If you really want it to look like glass, you have to laquer undercoat 2x, fill holes and sand, oil or laquer topcoat 2x with an airless, or 10 coats total with an hvlp. Guaranteed it'll look like glass minus the drips, runs, and sags you put in it trying to figure out how to run the thing. 

However, if you show up on a jobsite in anywhere but California with an hvlp, the Superintendent will laugh you off the job. Nobody in new construction uses them but a very few high end ppl here in the midwest, a few out on the west coast, and a few up in NE. I never even saw one when I was in Florida, but your mileage may vary. 

Honestly guy, are you sure you want to bite into this job if you don't know what you need to do to do the job well? Why don't you hire on with somebody else in the market you want to be in and watch them do it for a year or two? Just, you know, to get the feel of the work before you try to sell it to somebody else as a pro.

Maybe you just need to let this job slide and let somebody else do it before you get into it and lose your a$$ets and hack the job.


----------



## sprayer48 (Apr 10, 2008)

hey jones, thanks for responding.
I know what your saying about learning the system and all , but
I cannot pass this job up.

I've been in the trades since 1991. Painted, tiled, built custom homes, etc.
have not brought in any money for a year now and need very much to do this job. just need a bit of advise regarding quickest, cleanest smoothest job i can do and what order. the builder wanted me to prime and paint the walls first. i think thats backwards.

The paint, primer and cutting walls to ceiling, staining, finishing the staircase - all no big deal. The white package I just need to know the sequence of events.

I'm in a Chicago suburbs. 
The sprayer I use is not a hvlp. The greco 190es is a contractor grade airless sprayer on a stand. a 50'hose. 

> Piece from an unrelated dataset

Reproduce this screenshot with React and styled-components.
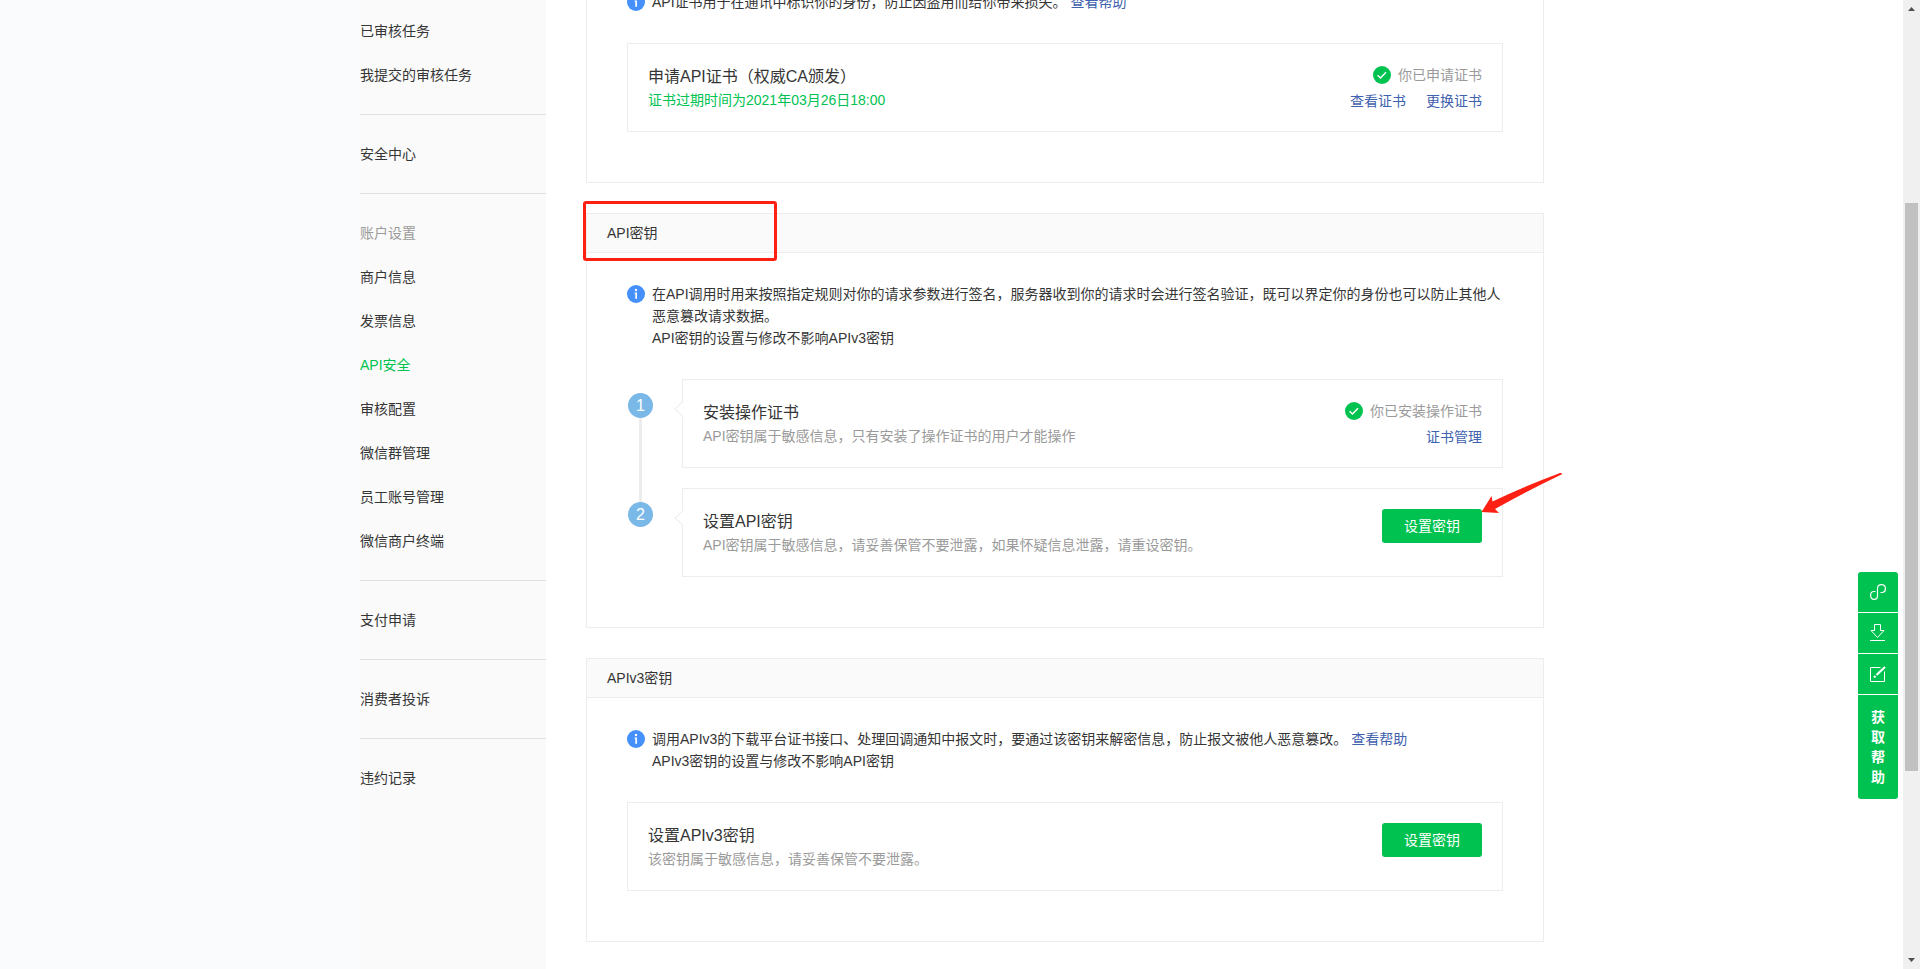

I guess what I was looking for was to do the job once correctly do i,

Prime walls first.
sand trim
prime trim. latex or oil. brush or spray.
sand trim.
1 coat of semi gloss.
carpenters install.
I caulk and putty holes.
sand trim.
tape walls and floors off. spray trim with final coat.
tape off trim and paint walls.

thanks in advance.


----------



## Steve Richards (Mar 7, 2006)

sounds good to me.

But why tape off the walls to spray the trim, if you haven't painted them yet?


----------



## 98mustangguy (Sep 6, 2007)

why not spray it all at once after it gets put on for primer if you are short on time. Graco 190 is not contractor grade really its a home depot type sprayer not bad but you may want bigger in future. try the fine finish tips for your sprayer they will put down a much smoother coat. although depending on how much trim you have it may be quicker to brush the trim rather than mask the walls to spray the trim. try throwing in some xim latex extender or similar product to help your paint self level and eliminate brush marks if you do brush it.


----------



## regal (Oct 20, 2007)

new construction order of operation.................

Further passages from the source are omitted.